- _GIVEN INSTRUCTION_: Check each line of the listing, and copy it if it contains the word "components".

- _SUPPLIED INFORMATION_:
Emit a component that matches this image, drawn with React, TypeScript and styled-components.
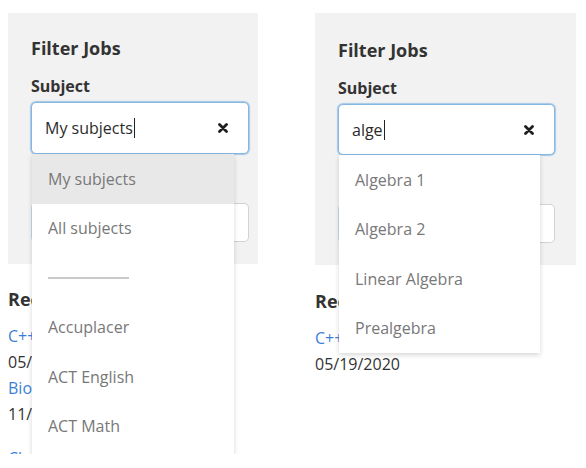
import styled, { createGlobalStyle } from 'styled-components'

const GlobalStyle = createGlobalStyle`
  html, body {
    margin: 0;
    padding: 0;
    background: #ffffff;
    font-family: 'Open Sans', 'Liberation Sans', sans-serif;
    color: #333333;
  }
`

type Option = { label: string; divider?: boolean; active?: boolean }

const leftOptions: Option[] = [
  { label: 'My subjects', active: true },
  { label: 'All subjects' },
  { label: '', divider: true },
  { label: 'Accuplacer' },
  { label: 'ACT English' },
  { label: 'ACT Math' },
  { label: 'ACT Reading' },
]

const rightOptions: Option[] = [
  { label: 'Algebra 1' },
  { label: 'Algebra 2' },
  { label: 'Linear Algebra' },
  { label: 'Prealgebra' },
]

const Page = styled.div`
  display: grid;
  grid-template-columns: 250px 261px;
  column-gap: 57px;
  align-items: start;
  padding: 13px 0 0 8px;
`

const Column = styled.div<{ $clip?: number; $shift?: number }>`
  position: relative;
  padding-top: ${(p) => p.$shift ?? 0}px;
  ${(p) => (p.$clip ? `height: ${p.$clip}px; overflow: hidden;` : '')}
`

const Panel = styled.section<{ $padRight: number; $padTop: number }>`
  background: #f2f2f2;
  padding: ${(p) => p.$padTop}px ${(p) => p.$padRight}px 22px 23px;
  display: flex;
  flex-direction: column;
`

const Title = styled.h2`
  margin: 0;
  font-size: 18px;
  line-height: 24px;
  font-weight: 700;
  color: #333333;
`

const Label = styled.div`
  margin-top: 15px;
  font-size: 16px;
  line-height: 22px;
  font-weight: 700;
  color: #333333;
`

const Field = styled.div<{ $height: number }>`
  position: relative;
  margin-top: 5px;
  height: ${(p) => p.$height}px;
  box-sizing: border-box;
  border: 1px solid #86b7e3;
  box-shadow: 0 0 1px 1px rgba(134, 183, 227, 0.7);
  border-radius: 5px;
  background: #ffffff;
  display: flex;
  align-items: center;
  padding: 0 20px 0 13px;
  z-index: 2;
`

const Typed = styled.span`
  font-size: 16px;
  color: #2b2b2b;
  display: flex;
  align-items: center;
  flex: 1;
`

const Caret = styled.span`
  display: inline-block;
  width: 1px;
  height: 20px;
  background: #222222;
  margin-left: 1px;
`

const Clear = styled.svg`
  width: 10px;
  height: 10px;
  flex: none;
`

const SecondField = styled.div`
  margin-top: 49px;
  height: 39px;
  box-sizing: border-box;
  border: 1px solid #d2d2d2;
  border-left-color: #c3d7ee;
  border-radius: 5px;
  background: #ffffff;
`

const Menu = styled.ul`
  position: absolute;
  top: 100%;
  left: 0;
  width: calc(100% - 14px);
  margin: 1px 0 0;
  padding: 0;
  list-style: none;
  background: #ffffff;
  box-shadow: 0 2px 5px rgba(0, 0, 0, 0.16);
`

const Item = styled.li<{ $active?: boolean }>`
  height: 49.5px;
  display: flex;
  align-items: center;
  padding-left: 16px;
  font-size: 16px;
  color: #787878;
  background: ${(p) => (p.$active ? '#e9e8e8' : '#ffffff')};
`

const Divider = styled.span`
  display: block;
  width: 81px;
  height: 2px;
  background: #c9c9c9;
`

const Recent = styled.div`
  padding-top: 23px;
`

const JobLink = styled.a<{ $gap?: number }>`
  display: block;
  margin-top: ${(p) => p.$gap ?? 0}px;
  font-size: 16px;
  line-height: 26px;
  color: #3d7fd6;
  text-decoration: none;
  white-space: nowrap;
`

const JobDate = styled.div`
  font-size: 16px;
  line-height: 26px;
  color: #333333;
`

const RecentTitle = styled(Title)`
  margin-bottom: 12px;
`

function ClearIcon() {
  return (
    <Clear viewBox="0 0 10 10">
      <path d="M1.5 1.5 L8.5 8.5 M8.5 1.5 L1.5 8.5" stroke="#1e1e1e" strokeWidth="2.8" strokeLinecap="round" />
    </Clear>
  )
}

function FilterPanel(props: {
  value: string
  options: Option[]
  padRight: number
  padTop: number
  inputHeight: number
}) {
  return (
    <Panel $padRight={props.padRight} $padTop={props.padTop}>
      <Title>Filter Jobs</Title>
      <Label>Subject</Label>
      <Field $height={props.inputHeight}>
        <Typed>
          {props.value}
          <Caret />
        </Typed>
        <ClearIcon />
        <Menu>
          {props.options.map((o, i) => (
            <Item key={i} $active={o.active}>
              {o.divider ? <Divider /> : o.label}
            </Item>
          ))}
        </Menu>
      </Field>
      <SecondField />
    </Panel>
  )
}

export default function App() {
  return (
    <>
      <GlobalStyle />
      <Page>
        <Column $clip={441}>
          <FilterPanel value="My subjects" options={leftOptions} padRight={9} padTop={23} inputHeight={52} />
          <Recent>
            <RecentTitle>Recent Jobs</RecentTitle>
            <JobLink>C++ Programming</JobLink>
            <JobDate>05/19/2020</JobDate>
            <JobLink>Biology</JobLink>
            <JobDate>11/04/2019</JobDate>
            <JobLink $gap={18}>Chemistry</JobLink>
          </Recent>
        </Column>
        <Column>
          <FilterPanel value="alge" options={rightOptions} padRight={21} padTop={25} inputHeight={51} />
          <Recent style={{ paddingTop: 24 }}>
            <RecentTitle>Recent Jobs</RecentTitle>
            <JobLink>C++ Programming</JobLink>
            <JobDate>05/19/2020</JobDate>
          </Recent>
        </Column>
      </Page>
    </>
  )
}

- _REPLY TO THE EXERCISE_:
Emit a component that matches this image, drawn with React, TypeScript and styled-components.
import styled, { createGlobalStyle } from 'styled-components'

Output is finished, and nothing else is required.